What is the number of lines holding the word "this"? Write that number and nothing else.

• • • •

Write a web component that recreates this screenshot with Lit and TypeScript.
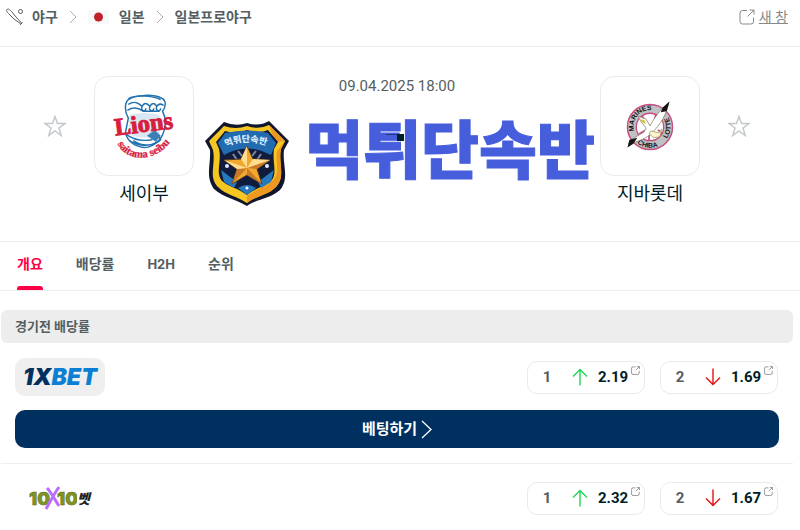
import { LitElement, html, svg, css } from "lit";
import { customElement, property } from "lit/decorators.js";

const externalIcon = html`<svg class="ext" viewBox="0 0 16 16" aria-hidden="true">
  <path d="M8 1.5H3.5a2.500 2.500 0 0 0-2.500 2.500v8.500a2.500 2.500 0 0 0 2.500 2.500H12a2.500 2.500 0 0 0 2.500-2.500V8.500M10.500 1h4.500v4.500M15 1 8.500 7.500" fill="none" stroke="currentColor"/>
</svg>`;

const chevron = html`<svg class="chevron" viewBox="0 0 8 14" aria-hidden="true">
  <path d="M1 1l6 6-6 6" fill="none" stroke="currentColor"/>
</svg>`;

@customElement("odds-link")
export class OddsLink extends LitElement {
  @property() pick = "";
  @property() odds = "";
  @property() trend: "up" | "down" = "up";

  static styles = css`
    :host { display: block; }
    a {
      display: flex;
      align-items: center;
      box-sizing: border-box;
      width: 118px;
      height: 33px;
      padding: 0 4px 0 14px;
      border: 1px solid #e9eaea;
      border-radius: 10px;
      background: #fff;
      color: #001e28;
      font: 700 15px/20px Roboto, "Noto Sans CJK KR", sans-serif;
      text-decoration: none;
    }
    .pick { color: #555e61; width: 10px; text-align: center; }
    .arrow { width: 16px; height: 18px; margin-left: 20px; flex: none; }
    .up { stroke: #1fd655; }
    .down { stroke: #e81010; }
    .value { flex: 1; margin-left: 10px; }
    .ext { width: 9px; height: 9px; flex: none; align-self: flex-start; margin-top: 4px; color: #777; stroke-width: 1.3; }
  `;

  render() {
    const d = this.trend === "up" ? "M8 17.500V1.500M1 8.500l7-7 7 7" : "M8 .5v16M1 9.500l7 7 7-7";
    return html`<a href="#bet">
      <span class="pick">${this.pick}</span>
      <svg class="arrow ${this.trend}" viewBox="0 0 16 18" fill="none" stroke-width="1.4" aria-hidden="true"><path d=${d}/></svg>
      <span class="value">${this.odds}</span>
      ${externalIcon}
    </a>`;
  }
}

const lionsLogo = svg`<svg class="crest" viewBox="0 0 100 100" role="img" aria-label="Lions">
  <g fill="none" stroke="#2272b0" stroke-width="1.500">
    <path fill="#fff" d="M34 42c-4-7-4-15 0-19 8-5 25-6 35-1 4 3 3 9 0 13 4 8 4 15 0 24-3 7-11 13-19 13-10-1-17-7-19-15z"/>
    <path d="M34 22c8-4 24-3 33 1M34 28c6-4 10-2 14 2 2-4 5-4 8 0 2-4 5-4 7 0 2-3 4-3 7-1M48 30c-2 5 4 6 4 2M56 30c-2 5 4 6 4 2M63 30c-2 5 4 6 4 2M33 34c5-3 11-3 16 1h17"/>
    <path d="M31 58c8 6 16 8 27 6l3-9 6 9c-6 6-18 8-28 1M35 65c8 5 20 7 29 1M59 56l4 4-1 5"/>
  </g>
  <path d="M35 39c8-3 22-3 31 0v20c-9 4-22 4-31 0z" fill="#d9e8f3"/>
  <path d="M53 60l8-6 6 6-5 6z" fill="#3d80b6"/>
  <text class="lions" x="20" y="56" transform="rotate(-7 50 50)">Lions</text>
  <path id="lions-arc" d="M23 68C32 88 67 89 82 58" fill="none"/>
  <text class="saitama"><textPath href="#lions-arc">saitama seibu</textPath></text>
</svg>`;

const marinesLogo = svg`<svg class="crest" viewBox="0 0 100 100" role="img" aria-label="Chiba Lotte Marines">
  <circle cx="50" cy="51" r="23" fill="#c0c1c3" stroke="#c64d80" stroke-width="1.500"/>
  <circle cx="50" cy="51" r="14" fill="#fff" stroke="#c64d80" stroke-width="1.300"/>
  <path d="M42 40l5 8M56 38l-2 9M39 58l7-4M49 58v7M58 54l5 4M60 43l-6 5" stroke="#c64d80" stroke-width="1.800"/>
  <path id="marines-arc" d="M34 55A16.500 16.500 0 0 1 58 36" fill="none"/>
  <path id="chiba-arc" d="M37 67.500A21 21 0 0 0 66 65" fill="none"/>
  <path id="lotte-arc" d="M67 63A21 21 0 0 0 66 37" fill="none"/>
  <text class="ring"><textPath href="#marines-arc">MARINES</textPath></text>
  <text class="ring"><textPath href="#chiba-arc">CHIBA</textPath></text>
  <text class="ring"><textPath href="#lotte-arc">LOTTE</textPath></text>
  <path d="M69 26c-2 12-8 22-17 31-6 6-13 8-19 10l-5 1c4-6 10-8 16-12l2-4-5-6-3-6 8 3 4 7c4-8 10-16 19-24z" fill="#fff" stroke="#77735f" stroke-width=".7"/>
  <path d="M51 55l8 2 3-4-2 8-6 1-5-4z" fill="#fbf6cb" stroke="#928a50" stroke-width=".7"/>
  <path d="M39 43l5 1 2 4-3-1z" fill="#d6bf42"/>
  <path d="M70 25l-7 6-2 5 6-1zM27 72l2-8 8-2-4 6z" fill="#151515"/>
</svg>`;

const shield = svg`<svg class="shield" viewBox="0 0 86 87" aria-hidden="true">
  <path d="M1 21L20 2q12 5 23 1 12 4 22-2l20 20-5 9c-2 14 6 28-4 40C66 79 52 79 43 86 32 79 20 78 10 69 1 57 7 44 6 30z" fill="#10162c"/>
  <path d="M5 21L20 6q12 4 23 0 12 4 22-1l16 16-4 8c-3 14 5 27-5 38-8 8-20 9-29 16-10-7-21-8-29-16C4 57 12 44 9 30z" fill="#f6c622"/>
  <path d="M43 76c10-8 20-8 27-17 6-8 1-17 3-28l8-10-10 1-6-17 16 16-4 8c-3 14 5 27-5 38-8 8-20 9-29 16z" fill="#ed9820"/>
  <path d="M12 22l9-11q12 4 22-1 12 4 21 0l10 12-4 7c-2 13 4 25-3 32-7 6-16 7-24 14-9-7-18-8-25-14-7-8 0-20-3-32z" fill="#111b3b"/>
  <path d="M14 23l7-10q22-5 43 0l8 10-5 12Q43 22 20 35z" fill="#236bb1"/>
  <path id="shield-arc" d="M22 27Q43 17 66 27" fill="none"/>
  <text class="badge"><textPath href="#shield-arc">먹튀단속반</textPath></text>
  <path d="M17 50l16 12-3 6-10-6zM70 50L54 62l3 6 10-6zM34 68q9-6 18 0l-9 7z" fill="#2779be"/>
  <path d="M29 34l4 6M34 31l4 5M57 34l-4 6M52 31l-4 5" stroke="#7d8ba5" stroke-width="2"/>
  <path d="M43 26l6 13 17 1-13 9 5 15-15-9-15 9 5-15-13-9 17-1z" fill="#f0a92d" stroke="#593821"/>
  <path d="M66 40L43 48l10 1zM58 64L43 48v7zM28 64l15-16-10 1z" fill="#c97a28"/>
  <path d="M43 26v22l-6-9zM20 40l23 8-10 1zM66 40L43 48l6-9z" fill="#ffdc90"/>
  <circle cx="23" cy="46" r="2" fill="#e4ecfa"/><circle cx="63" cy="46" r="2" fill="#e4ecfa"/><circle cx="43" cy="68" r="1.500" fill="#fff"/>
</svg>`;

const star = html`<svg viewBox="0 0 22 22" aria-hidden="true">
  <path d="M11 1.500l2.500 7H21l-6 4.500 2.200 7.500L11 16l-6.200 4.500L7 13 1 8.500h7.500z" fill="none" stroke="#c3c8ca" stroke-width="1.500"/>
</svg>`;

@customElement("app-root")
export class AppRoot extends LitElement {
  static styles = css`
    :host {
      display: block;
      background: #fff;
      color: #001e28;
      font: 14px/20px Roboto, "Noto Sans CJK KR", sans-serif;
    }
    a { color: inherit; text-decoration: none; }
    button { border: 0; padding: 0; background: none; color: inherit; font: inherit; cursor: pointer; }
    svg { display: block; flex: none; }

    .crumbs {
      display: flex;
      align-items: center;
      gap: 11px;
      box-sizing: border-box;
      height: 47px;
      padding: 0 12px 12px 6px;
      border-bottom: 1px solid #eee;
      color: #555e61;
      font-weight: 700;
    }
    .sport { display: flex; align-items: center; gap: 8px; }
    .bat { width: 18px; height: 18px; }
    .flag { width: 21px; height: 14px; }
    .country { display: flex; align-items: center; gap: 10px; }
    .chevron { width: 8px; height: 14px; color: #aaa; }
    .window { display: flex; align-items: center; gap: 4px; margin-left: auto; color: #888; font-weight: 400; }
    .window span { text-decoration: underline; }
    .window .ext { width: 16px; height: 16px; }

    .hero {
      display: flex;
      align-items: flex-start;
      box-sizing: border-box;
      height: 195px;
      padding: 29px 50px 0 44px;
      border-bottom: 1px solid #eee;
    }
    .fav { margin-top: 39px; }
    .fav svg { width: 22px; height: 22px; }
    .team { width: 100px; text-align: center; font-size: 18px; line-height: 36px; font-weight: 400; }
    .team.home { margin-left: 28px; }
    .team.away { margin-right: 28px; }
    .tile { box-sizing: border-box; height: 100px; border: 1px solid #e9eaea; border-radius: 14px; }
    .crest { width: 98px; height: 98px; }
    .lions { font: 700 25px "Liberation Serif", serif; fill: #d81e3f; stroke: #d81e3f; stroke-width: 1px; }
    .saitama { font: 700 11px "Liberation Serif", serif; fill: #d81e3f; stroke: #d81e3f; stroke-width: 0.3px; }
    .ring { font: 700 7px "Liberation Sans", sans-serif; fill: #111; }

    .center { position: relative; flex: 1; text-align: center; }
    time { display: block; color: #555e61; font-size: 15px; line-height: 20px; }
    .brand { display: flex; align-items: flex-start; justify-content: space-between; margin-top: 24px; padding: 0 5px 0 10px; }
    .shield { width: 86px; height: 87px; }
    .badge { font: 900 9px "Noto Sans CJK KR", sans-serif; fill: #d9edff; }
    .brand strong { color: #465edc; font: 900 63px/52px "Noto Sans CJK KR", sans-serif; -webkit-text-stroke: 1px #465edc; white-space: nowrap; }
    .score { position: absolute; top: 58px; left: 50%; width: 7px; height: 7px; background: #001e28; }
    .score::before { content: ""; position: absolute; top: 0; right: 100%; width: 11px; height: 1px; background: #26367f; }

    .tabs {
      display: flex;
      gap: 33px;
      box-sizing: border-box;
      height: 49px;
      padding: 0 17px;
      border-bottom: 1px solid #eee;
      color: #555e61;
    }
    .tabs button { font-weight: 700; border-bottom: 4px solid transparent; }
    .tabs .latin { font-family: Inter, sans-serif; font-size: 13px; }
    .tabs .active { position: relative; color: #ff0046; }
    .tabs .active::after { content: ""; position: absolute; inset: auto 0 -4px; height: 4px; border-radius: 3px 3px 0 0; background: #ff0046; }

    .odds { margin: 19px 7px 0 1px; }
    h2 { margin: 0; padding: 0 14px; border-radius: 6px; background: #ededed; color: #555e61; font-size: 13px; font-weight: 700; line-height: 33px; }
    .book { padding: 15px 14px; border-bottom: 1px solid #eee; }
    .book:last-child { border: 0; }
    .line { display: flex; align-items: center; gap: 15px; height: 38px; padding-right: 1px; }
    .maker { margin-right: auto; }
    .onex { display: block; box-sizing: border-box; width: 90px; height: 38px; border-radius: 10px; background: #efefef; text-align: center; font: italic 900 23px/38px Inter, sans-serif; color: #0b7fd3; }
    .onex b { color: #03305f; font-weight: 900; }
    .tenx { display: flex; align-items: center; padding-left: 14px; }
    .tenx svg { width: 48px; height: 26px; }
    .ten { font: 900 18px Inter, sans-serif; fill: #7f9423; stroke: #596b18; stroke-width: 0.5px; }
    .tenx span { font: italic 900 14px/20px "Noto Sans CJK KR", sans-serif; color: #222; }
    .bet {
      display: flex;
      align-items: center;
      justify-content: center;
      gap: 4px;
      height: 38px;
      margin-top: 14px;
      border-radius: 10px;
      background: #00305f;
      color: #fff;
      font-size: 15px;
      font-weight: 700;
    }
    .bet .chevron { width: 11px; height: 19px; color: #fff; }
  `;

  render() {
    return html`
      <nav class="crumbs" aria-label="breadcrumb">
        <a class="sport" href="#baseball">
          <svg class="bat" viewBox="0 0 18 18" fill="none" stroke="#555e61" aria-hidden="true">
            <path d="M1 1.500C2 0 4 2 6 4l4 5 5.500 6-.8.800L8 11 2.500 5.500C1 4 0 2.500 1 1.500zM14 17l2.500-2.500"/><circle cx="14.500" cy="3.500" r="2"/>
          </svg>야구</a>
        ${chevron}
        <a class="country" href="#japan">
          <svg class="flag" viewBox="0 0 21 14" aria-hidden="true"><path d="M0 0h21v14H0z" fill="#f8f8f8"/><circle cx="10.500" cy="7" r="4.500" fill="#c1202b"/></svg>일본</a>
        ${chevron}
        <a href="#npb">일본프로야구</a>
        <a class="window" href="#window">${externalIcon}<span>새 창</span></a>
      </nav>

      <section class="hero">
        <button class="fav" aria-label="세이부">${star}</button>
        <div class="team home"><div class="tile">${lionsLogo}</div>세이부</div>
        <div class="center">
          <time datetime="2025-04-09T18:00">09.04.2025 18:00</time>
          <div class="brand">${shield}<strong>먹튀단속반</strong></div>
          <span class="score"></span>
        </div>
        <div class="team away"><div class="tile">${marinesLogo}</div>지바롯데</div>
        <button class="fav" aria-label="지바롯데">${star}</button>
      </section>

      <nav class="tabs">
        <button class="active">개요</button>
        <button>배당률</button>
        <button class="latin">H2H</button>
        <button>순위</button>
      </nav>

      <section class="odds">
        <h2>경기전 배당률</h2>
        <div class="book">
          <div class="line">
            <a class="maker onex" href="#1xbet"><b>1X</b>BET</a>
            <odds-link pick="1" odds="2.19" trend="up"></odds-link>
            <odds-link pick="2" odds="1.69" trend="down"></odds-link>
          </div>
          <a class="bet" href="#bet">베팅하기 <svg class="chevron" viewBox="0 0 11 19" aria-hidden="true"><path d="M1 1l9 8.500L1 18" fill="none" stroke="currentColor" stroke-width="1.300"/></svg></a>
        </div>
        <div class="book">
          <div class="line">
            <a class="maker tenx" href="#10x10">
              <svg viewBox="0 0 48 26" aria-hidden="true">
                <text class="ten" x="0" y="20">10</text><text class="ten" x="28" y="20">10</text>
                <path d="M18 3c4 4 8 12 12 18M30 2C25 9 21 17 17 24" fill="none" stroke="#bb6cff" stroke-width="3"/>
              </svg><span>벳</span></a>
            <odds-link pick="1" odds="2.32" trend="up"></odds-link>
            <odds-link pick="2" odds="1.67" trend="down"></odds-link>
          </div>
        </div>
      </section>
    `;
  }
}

• • • •

### CORRECT OUTPUT
5